Friday 30 May 2014

The School of Eloquence



That great labour historian Edward Thompson in his finest work The Making of the English Working Class wrote, “In 1799 special legislation was introduced “utterly suppressing and prohibiting” by name the London Corresponding Society and the United Englishmen. Even the indefatigable conspirator, John Binns, felt that further national organisation was hopeless… When arrested he was in possession of a ticket which was one of the last ‘covers’ for the old LCS: Admit for the season to the School of Eloquence.

In the recent past we have lost some of the most eloquent voices on the left, from Stuart Hall to Bob Crowe and probably the greatest of them all Tony Benn. The current criticism of modern political leaders seems to me to be twofold firstly that they are all the same. I have some sympathy with this observation. I saw a photograph of Cameron, Clegg and Miliband last year at the Cenotaph in similar attire and all trying to look respectful. For a moment even an old political hack like me could not tell them apart.

The second and perhaps less well articulated point but even more damaging is that they are inauthentic. Political leadership has always had an element of theatre about it but modern politicians really are bad actors. They are incapable of “feeling our pain” and they speak in a carefully managed language that is completely meaningless. What’s more their experiences are so far away from ours they have no idea what we think or feel anyway. Encapsulated this last week when Ed Miliband had no idea how much his household spent on a weekly shop.

This means that most of us have simply stopped listening to them. Even people who are paid to listen to them like the BBC’s political editor Nick Robinson have the ability to make a government announcement like the bedroom tax, sound like a minor kerfuffle in the Westminster tea shop, rather than the brutal attack on the poor that it really is.

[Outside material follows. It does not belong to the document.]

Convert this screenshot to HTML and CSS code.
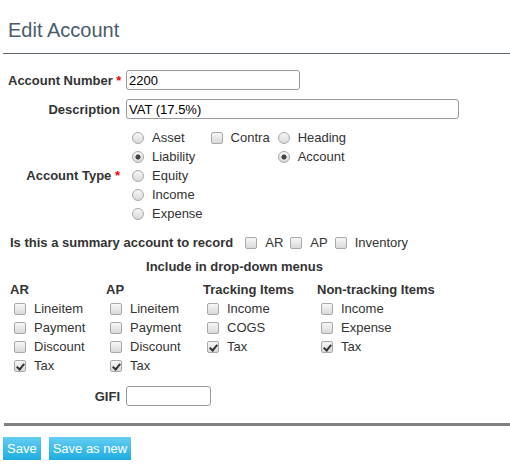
FILE: index.html
```html
<!DOCTYPE html>
<html>
<head>
<meta charset="utf-8">
<title>Edit Account</title>
<link rel="stylesheet" href="styles.css">
</head>
<body>
<h1 class="title">Edit Account</h1>
<hr class="title-rule">
<form class="form">
  <div class="row">
    <label class="label">Account Number <span class="req">*</span></label>
    <input class="text w-num" type="text" value="2200">
  </div>
  <div class="row row-gap">
    <label class="label">Description</label>
    <input class="text w-desc" type="text" value="VAT (17.5%)">
  </div>
  <div class="row row-type">
    <span class="label">Account Type <span class="req">*</span></span>
    <div class="types">
      <label class="opt c1 r1"><input type="radio" name="cat">Asset</label>
      <label class="opt c2 r1"><input type="checkbox">Contra</label>
      <label class="opt c3 r1"><input type="radio" name="kind">Heading</label>
      <label class="opt c1 r2"><input type="radio" name="cat" checked>Liability</label>
      <label class="opt c3 r2"><input type="radio" name="kind" checked>Account</label>
      <label class="opt c1 r3"><input type="radio" name="cat">Equity</label>
      <label class="opt c1 r4"><input type="radio" name="cat">Income</label>
      <label class="opt c1 r5"><input type="radio" name="cat">Expense</label>
    </div>
  </div>
  <div class="summary">
    <span class="bold">Is this a summary account to record</span>
    <label class="opt first"><input type="checkbox">AR</label>
    <label class="opt"><input type="checkbox">AP</label>
    <label class="opt"><input type="checkbox">Inventory</label>
  </div>
  <div class="include bold">Include in drop-down menus</div>
  <div class="menus">
    <div class="col">
      <div class="col-head">AR</div>
      <label class="item"><input type="checkbox">Lineitem</label>
      <label class="item"><input type="checkbox">Payment</label>
      <label class="item"><input type="checkbox">Discount</label>
      <label class="item"><input type="checkbox" checked>Tax</label>
    </div>
    <div class="col">
      <div class="col-head">AP</div>
      <label class="item"><input type="checkbox">Lineitem</label>
      <label class="item"><input type="checkbox">Payment</label>
      <label class="item"><input type="checkbox">Discount</label>
      <label class="item"><input type="checkbox" checked>Tax</label>
    </div>
    <div class="col">
      <div class="col-head">Tracking Items</div>
      <label class="item"><input type="checkbox">Income</label>
      <label class="item"><input type="checkbox">COGS</label>
      <label class="item"><input type="checkbox" checked>Tax</label>
    </div>
    <div class="col">
      <div class="col-head">Non-tracking Items</div>
      <label class="item"><input type="checkbox">Income</label>
      <label class="item"><input type="checkbox">Expense</label>
      <label class="item"><input type="checkbox" checked>Tax</label>
    </div>
  </div>
  <div class="row row-gifi">
    <label class="label">GIFI</label>
    <input class="text w-gifi" type="text" value="">
  </div>
</form>
<hr class="foot-rule">
<div class="actions">
  <button class="btn" type="button">Save</button>
  <button class="btn" type="button">Save as new</button>
</div>
</body>
</html>
```

FILE: styles.css
```css
* { box-sizing: border-box; }

body {
  margin: 0;
  font-family: "Liberation Sans", Arial, sans-serif;
  font-size: 13px;
  color: #333;
  background: #fff;
}

.title {
  margin: 0;
  padding: 19px 0 0 8px;
  font-size: 20px;
  line-height: 23px;
  font-weight: normal;
  color: #4b5b6a;
}

.title-rule {
  margin: 11px 0 0 3px;
  border: 0;
  border-top: 1px solid #5d6870;
  height: 0;
}

.form {
  margin-top: 16px;
  padding-left: 8px;
}

.row {
  display: flex;
  align-items: center;
  gap: 6px;
}

.row-gap { margin-top: 9px; }
.row-type { margin-top: 9px; }
.row-gifi { margin-top: 11px; }

.label {
  width: 112px;
  text-align: right;
  font-weight: bold;
  white-space: nowrap;
}

.req { color: #e00; }

.bold { font-weight: bold; }

.text {
  height: 20px;
  margin: 0;
  padding: 0 2px;
  border: 1px solid #999;
  border-radius: 3px;
  font-family: "Liberation Sans", Arial, sans-serif;
  font-size: 13px;
  color: #000;
  background: #fff;
}

.w-num { width: 174px; }
.w-desc { width: 333px; }
.w-gifi { width: 85px; }

.types {
  display: grid;
  grid-template-columns: auto auto auto;
  grid-template-rows: repeat(5, 19px);
  column-gap: 2px;
}

.c1 { grid-column: 1; }
.c2 { grid-column: 2; }
.c3 { grid-column: 3; }
.r1 { grid-row: 1; }
.r2 { grid-row: 2; }
.r3 { grid-row: 3; }
.r4 { grid-row: 4; }
.r5 { grid-row: 5; }

.opt, .item {
  display: flex;
  align-items: center;
  height: 19px;
  white-space: nowrap;
}

input[type="radio"],
input[type="checkbox"] {
  -webkit-appearance: none;
  appearance: none;
  position: relative;
  width: 12px;
  height: 12px;
  margin: 1px 8px 0 6px;
  border: 1px solid #a9a9a9;
  background: linear-gradient(#f7f7f7, #d9d9d9);
  flex: none;
}

input[type="checkbox"] { border-radius: 2px; }
input[type="radio"] { border-radius: 50%; }

input[type="radio"]:checked {
  background: radial-gradient(circle, #444 0, #444 2.3px, transparent 2.8px), linear-gradient(#f7f7f7, #d9d9d9);
}

input[type="checkbox"]:checked::after {
  content: "";
  position: absolute;
  left: 3px;
  top: 1px;
  width: 3px;
  height: 6px;
  border-right: 2px solid #333;
  border-bottom: 2px solid #333;
  transform: rotate(40deg);
}

.summary {
  display: flex;
  align-items: center;
  height: 19px;
  margin-top: 10px;
  padding-left: 2px;
}

.summary .opt input { margin-left: 7px; margin-right: 8px; }
.summary .opt.first input { margin-left: 12px; }

.include {
  width: 453px;
  text-align: center;
  line-height: 19px;
  margin-top: 5px;
}

.menus {
  display: grid;
  grid-template-columns: 96px 97px 114px auto;
  justify-content: start;
  margin-top: 4px;
  padding-left: 2px;
}

.col {
  display: flex;
  flex-direction: column;
}

.col-head {
  font-weight: bold;
  line-height: 19px;
  white-space: nowrap;
}

.item input { margin-left: 4px; }

.foot-rule {
  margin: 17px 0 0 4px;
  border: 0;
  border-top: 3px solid #808080;
  height: 0;
}

.actions {
  display: flex;
  gap: 8px;
  margin-top: 11px;
  padding-left: 3px;
}

.btn {
  height: 23px;
  margin: 0;
  padding: 0 4px;
  border: 0;
  border-radius: 0;
  background: linear-gradient(#64cdf3, #1eaddf);
  color: #fff;
  font-family: "Liberation Sans", Arial, sans-serif;
  font-size: 13px;
}
```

Political discourse has to start with the articulation of representative experience. So when was the last time you heard a Labour leader talk about catching a bus? They just do not sound like normal people. In democratic systems there is a kind of decay. When a new party or movement breaks through it has a broad scope and is full of ideas and talent giving a voice to the previously unheard. Then over time it narrows.

This is understandable the threat to leaders comes from within their own parties so they seek to control who is chosen to represent the party. The gene pool the party draws from gets narrower and narrower and unless the party is truly democratic and has the ability to renew itself eventually it simply collapses.

This is the very dangerous position that Labour finds itself in. Its base is too narrow. The leader and its spokespeople are dull. They speak with out feeling or belief. They are inauthentic.

This is a deeper problem than just policy. Even if they adopted all the policies we would like to hear the wider public cannot hear them. So when an able political actor like Nigel Farage turns up he is like a breath of fresh air.

This is something hard to say - I feel sorry for Nick Clegg. Why? At least he took Farage on and did not just pretend he wasn’t there. In the authenticity stakes however he lost. He made the classic mistake of trying to fight the irrational rationally. You cannot fight emotion with logic.

Labour ought to have been able to capture the anger of those who voted for UKIP. They are not aliens from another planet they are people whose lives have been turned upside down by neo-liberalism and deregulation. They are seeking stability and security and looking for someone to blame for their plight and all they see from the three main parties is more of the same.

Labour however has been unable to break out of the ideological straight jacket that got us into this mess and therefore has no plausible explanation of how to change things. They have been unable to alter the Tories narrative of the recession being caused by excessive debt or that falling living standards are the fault of migrants. These explanations are now the conventional wisdom.

It has also been unable or unwilling to be critical of the past Labour Governments embrace of neo-liberalism.  Sadly in this regard Labour has become part of the problem not part of the solution. So we need new voices to harness this anger, to articulate this experience and turn it in a progressive direction that does not attribute the cause of austerity to its victims but attacks the real culprits and does so in a language that everyone can understand.

This may or may not require a new political party but it certainly requires a new School of Eloquence.